● **WORK TO COMPLETE**:
Repeat, exactly and only, the lines from the beginning of the data through the line with "Arial, Helvetica, sans-serif'". Pictures are left out.

++++

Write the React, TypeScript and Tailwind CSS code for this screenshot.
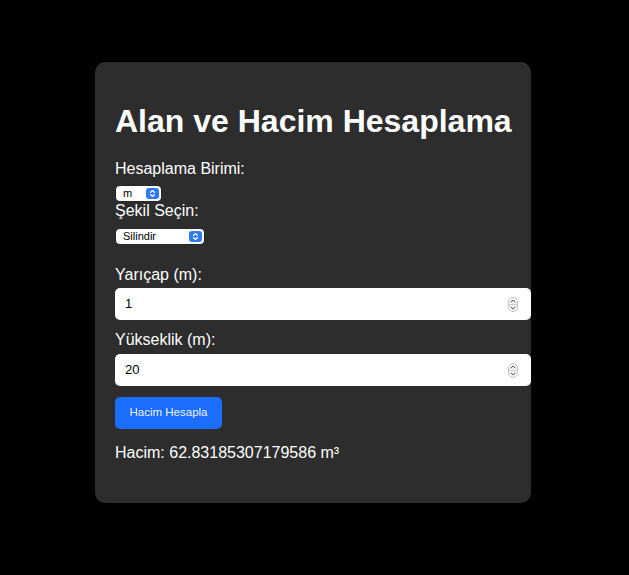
import React from 'react';

const FONT = { fontFamily: '"Liberation Sans", Arial, Helvetica, sans-serif' };

// macOS-style popup button: white pill with a blue stepper square on the right
function PopupSelect({ value, width }: { value: string; width: string }) {
  return (
    <div
      className={`mt-0 flex h-[15px] ${width} items-center justify-between rounded-[4px] bg-white pl-[7px] pr-[2px] shadow-[0_0_0_0.5px_rgba(0,0,0,0.25)]`}
    >
      <span className="text-[11px] leading-none text-black">{value}</span>
      <span className="flex h-[11px] w-[13px] items-center justify-center rounded-[3px] bg-[#2f7bf6]">
        <svg width="7" height="9" viewBox="0 0 7 9" fill="none">
          <path d="M1.5 3.5 L3.5 1.5 L5.5 3.5" stroke="white" strokeWidth="1.1" strokeLinecap="round" strokeLinejoin="round" />
          <path d="M1.5 5.5 L3.5 7.5 L5.5 5.5" stroke="white" strokeWidth="1.1" strokeLinecap="round" strokeLinejoin="round" />
        </svg>
      </span>
    </div>
  );
}

function Spinner() {
  return (
    <svg width="10" height="15" viewBox="0 0 10 15" fill="none" className="shrink-0">
      <rect x="0.5" y="0.5" width="9" height="14" rx="4.5" fill="#f4f4f4" stroke="#c4c4c4" />
      <line x1="1" y1="7.5" x2="9" y2="7.5" stroke="#d0d0d0" />
      <path d="M3 5 L5 3 L7 5" stroke="#555" strokeWidth="1" strokeLinecap="round" strokeLinejoin="round" />
      <path d="M3 10 L5 12 L7 10" stroke="#555" strokeWidth="1" strokeLinecap="round" strokeLinejoin="round" />
    </svg>
  );
}

function NumberField({ value, className = '' }: { value: string; className?: string }) {
  return (
    <div className={`flex h-[32px] w-[416px] items-center justify-between rounded-[5px] bg-white pl-[10px] pr-[13px] ${className}`}>
      <span className="text-[13px] text-black">{value}</span>
      <Spinner />
    </div>
  );
}

export default function App() {
  return (
    <div className="min-h-[575px] bg-black pt-[62px]" style={FONT}>
      <div className="ml-[95px] w-[436px] rounded-[10px] bg-[#2d2d2d] px-[20px] pt-[20px] pb-[41px] text-white">
        <h1 className="mt-[21px] whitespace-nowrap text-[32px] font-bold leading-[36px]">Alan ve Hacim Hesaplama</h1>

        <label className="mt-[21px] block text-[16px] leading-[18px]">Hesaplama Birimi:</label>
        <div className="mt-[8px] pl-[1px]">
          <PopupSelect value="m" width="w-[45px]" />
        </div>

        <label className="mt-[1px] block text-[16px] leading-[18px]">Şekil Seçin:</label>
        <div className="mt-[9px] pl-[1px]">
          <PopupSelect value="Silindir" width="w-[88px]" />
        </div>

        <label className="mt-[22px] block text-[16px] leading-[18px]">Yarıçap (m):</label>
        <NumberField value="1" className="mt-[4px]" />

        <label className="mt-[11px] block text-[16px] leading-[18px]">Yükseklik (m):</label>
        <NumberField value="20" className="mt-[5px]" />

        <button className="mt-[11px] flex h-[32px] w-[107px] items-center justify-center rounded-[5px] bg-[#1a6dfd] text-[11.5px] text-[#eef3ff]">
          Hacim Hesapla
        </button>

        <p className="mt-[15px] text-[16px] leading-[18px]">Hacim: 62.83185307179586 m³</p>
      </div>
    </div>
  );
}
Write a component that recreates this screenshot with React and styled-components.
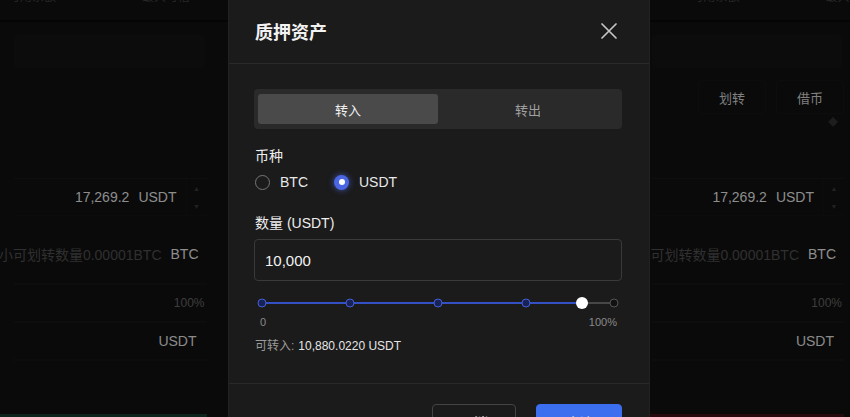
import React from 'react';
import styled, { createGlobalStyle } from 'styled-components';

const GlobalStyle = createGlobalStyle`
  body {
    margin: 0;
    background: #0b0b0b;
    font-family: "Liberation Sans", "Noto Sans CJK SC", sans-serif;
  }
`;

const PAGE = styled.div`
  position: relative;
  width: 850px;
  height: 417px;
  overflow: hidden;
  display: grid;
  grid-template-columns: 1fr 2fr 1fr;
  background: #0f0f0f;
`;

const OVERLAY = styled.div`
  position: absolute;
  inset: 0;
  background: rgba(0, 0, 0, 0.32);
`;

/* background trade panels */

const PANEL = styled.div`
  display: flex;
  flex-direction: column;
  padding: 0 6px 0 14px;
  overflow: hidden;
  color: #d0d0d0;
  font-size: 14px;
`;

const CENTER = styled.div`
  border-top: 2px solid #080808;
  margin-top: 20px;
`;

const TOP_ROW = styled.div`
  height: 22px;
  margin: 0 -6px 0 -14px;
  padding-left: ${(p) => p.$offset}px;
  display: flex;
  gap: 86px;
  border-bottom: 2px solid #080808;
  box-sizing: border-box;
  white-space: nowrap;

  span {
    margin-top: -13px;
    font-size: 12px;
    color: #3a3a3a;
  }
`;

const TAB_BOX = styled.div`
  height: 33px;
  margin-top: 13px;
  margin-right: 2px;
  background: #121212;
  border-radius: 4px;
`;

const ACTION_ROW = styled.div`
  height: 34px;
  margin-top: 12px;
  display: flex;
  justify-content: flex-end;
  gap: 10px;
  visibility: ${(p) => (p.$show ? 'visible' : 'hidden')};
`;

const GHOST_BUTTON = styled.div`
  width: 66px;
  display: flex;
  align-items: center;
  justify-content: center;
  border: 1px solid #141414;
  border-radius: 4px;
  font-size: 13px;
  color: #bdbdbd;
`;

const ICON_ROW = styled.div`
  height: 30px;
  display: flex;
  justify-content: flex-end;
  align-items: flex-start;
  padding-right: 6px;
  color: #2c2c2c;
  font-size: 10px;
`;

const FIELD = styled.div`
  height: 36px;
  margin-top: ${(p) => p.$top || 0}px;
  display: flex;
  align-items: center;
  justify-content: flex-end;
  gap: 9px;
  border-top: ${(p) => (p.$boxed ? '1px solid #151515' : 'none')};
  border-bottom: ${(p) => (p.$boxed ? '1px solid #131313' : 'none')};
  padding-right: ${(p) => p.$pad || 0}px;
  white-space: nowrap;
`;

const DIM = styled.span`
  color: #474747;
`;

const STEPPER = styled.div`
  width: 20px;
  height: 100%;
  display: flex;
  flex-direction: column;
  justify-content: space-around;
  align-items: center;
  border-left: 1px solid #131313;
  font-size: 7px;
  color: #333;
`;

const RULE = styled.div`
  height: 2px;
  margin-top: ${(p) => p.$top}px;
  background: #141414;
`;

const SMALL = styled.div`
  margin-top: ${(p) => p.$top}px;
  text-align: right;
  font-size: ${(p) => p.$size || 14}px;
  color: ${(p) => p.$color || '#cccccc'};
  padding-right: ${(p) => p.$pad || 0}px;
`;

const TRADE_BUTTON = styled.div`
  height: 30px;
  margin-top: auto;
  margin-bottom: -27px;
  margin-left: -14px;
  background: ${(p) => p.$color};
`;

const TradePanel = ({ actions, offset, buy }) => (
  <PANEL>
    <TOP_ROW $offset={offset}>
      <span>可用余额</span>
      <span>最大可借</span>
    </TOP_ROW>
    <TAB_BOX />
    <ACTION_ROW $show={actions}>
      <GHOST_BUTTON>划转</GHOST_BUTTON>
      <GHOST_BUTTON>借币</GHOST_BUTTON>
    </ACTION_ROW>
    <ICON_ROW>{actions ? '◆' : ''}</ICON_ROW>
    <FIELD $top={34} $boxed>
      <span>17,269.2</span>
      <span>USDT</span>
      <STEPPER>
        <span>▲</span>
        <span>▼</span>
      </STEPPER>
    </FIELD>
    <FIELD $top={20} $pad={8}>
      <DIM>最小可划转数量0.00001BTC</DIM>
      <span>BTC</span>
    </FIELD>
    <RULE $top={11} />
    <SMALL $top={11} $size={12} $color="#5c5c5c" $pad={2}>100%</SMALL>
    <RULE $top={11} />
    <SMALL $top={10} $pad={10}>USDT</SMALL>
    <RULE $top={10} />
    <TRADE_BUTTON $color={buy ? '#14352b' : '#3a1015'} />
  </PANEL>
);

/* modal */

const MODAL = styled.div`
  position: absolute;
  left: 228px;
  top: -6px;
  width: 422px;
  height: 470px;
  box-sizing: border-box;
  display: flex;
  flex-direction: column;
  background: #1b1b1b;
  border-left: 1px solid #222;
  border-right: 1px solid #222;
  border-radius: 6px;
  color: #ececec;
`;

const HEADER = styled.div`
  height: 70px;
  box-sizing: border-box;
  padding: 4px 32px 0 26px;
  display: flex;
  align-items: center;
  justify-content: space-between;
  border-bottom: 1px solid #2a2a2a;
`;

const TITLE = styled.h2`
  margin: 0;
  font-size: 18px;
  font-weight: 700;
  color: #f2f2f2;
`;

const CLOSE = styled.button`
  padding: 0;
  border: none;
  background: none;
  display: flex;
  color: #c4c4c4;
`;

const BODY = styled.div`
  padding: 25px 27px 29px 25px;
  display: flex;
  flex-direction: column;
`;

const TABS = styled.div`
  height: 40px;
  box-sizing: border-box;
  padding: 5px 4px;
  display: grid;
  grid-template-columns: 1fr 1fr;
  background: #2a2a2a;
  border-radius: 4px;
`;

const TAB = styled.div`
  display: flex;
  align-items: center;
  justify-content: center;
  border-radius: 3px;
  font-size: 13px;
  background: ${(p) => (p.$active ? '#4a4a4a' : 'transparent')};
  color: ${(p) => (p.$active ? '#f0f0f0' : '#a0a0a0')};
`;

const LABEL = styled.div`
  margin-top: ${(p) => p.$top}px;
  padding-left: 1px;
  font-size: 14px;
  line-height: 18px;
  color: #eeeeee;
`;

const RADIO_ROW = styled.div`
  margin-top: 7px;
  height: 20px;
  display: flex;
  align-items: center;
  gap: 26px;
  padding-left: 1px;
`;

const RADIO_OPTION = styled.label`
  display: flex;
  align-items: center;
  gap: 10px;
  font-size: 14px;
  color: #e8e8e8;
`;

const RADIO_DOT = styled.span`
  width: 15px;
  height: 15px;
  box-sizing: border-box;
  border-radius: 50%;
  display: flex;
  align-items: center;
  justify-content: center;
  border: ${(p) => (p.$checked ? 'none' : '1.5px solid #767676')};
  background: ${(p) => (p.$checked ? '#4a66e2' : 'transparent')};
  box-shadow: ${(p) => (p.$checked ? '0 0 6px rgba(80, 110, 240, 0.7)' : 'none')};

  &::after {
    content: '';
    display: ${(p) => (p.$checked ? 'block' : 'none')};
    width: 6px;
    height: 6px;
    border-radius: 50%;
    background: #ffffff;
  }
`;

const INPUT = styled.input`
  margin-top: 7px;
  height: 42px;
  box-sizing: border-box;
  padding: 0 10px;
  border: 1px solid #3a3a3a;
  border-radius: 4px;
  background: #1b1b1b;
  color: #f2f2f2;
  font-family: inherit;
  font-size: 15px;
  outline: none;
`;

const SLIDER = styled.div`
  margin-top: 14px;
  height: 16px;
  padding: 0 8px;
  display: flex;
  align-items: center;
`;

const TRACK = styled.div`
  position: relative;
  flex: 1;
  height: 2px;
  background: #474747;
`;

const FILL = styled.div`
  height: 100%;
  background: #3450c4;
`;

const MARK = styled.span`
  position: absolute;
  top: 50%;
  width: 9px;
  height: 9px;
  box-sizing: border-box;
  border-radius: 50%;
  transform: translate(-50%, -50%);
  border: 1.5px solid ${(p) => (p.$on ? '#4360d8' : '#555')};
  background: ${(p) => (p.$on ? '#182256' : '#111')};
`;

const THUMB = styled.span`
  position: absolute;
  top: 50%;
  width: 12px;
  height: 12px;
  border-radius: 50%;
  transform: translate(-50%, -50%);
  background: #ffffff;
`;

const SCALE = styled.div`
  margin-top: 4px;
  padding: 0 5px 0 6px;
  display: flex;
  justify-content: space-between;
  font-size: 11px;
  line-height: 14px;
  color: #8a8a8a;
`;

const AVAILABLE = styled.div`
  margin-top: 9px;
  padding-left: 1px;
  display: flex;
  gap: 4px;
  font-size: 12px;
  line-height: 16px;
  color: #9a9a9a;

  strong {
    font-weight: 400;
    color: #e6e6e6;
  }
`;

const FOOTER = styled.div`
  padding: 20px 27px 0 0;
  display: flex;
  justify-content: flex-end;
  gap: 20px;
  border-top: 1px solid #292929;
`;

const BUTTON = styled.button`
  width: ${(p) => (p.$primary ? 86 : 84)}px;
  height: 36px;
  border-radius: 4px;
  border: 1px solid ${(p) => (p.$primary ? '#3b6ff0' : '#444')};
  background: ${(p) => (p.$primary ? '#3b6ff0' : 'transparent')};
  color: #f0f0f0;
  font-family: inherit;
  font-size: 14px;
`;

const Slider = ({ value }) => (
  <SLIDER>
    <TRACK>
      <FILL style={{ width: `${value}%` }} />
      {[0, 25, 50, 75, 100].map((m) => (
        <MARK key={m} $on={m <= value} style={{ left: `${m}%` }} />
      ))}
      <THUMB style={{ left: `${value}%` }} />
    </TRACK>
  </SLIDER>
);

const PledgeModal = () => (
  <MODAL>
    <HEADER>
      <TITLE>质押资产</TITLE>
      <CLOSE>
        <svg width="16" height="16" viewBox="0 0 16 16">
          <path d="M1 1L15 15M15 1L1 15" stroke="currentColor" strokeWidth="1.7" strokeLinecap="round" />
        </svg>
      </CLOSE>
    </HEADER>
    <BODY>
      <TABS>
        <TAB $active>转入</TAB>
        <TAB>转出</TAB>
      </TABS>
      <LABEL $top={18}>币种</LABEL>
      <RADIO_ROW>
        <RADIO_OPTION>
          <RADIO_DOT />
          BTC
        </RADIO_OPTION>
        <RADIO_OPTION>
          <RADIO_DOT $checked />
          USDT
        </RADIO_OPTION>
      </RADIO_ROW>
      <LABEL $top={22}>数量 (USDT)</LABEL>
      <INPUT defaultValue="10,000" />
      <Slider value={91} />
      <SCALE>
        <span>0</span>
        <span>100%</span>
      </SCALE>
      <AVAILABLE>
        <span>可转入:</span>
        <strong>10,880.0220 USDT</strong>
      </AVAILABLE>
    </BODY>
    <FOOTER>
      <BUTTON>取消</BUTTON>
      <BUTTON $primary>确认</BUTTON>
    </FOOTER>
  </MODAL>
);

const App = () => {
  return (
    <React.Fragment>
      <GlobalStyle />
      <PAGE>
        <TradePanel offset={8} buy />
        <CENTER />
        <TradePanel offset={54} actions />
        <OVERLAY />
        <PledgeModal />
      </PAGE>
    </React.Fragment>
  );
};

export default App;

++++

● **TASK OUTPUT**:
Write the React, TypeScript and Tailwind CSS code for this screenshot.
import React from 'react';

const FONT = { fontFamily: '"Liberation Sans", Arial, Helvetica, sans-serif' };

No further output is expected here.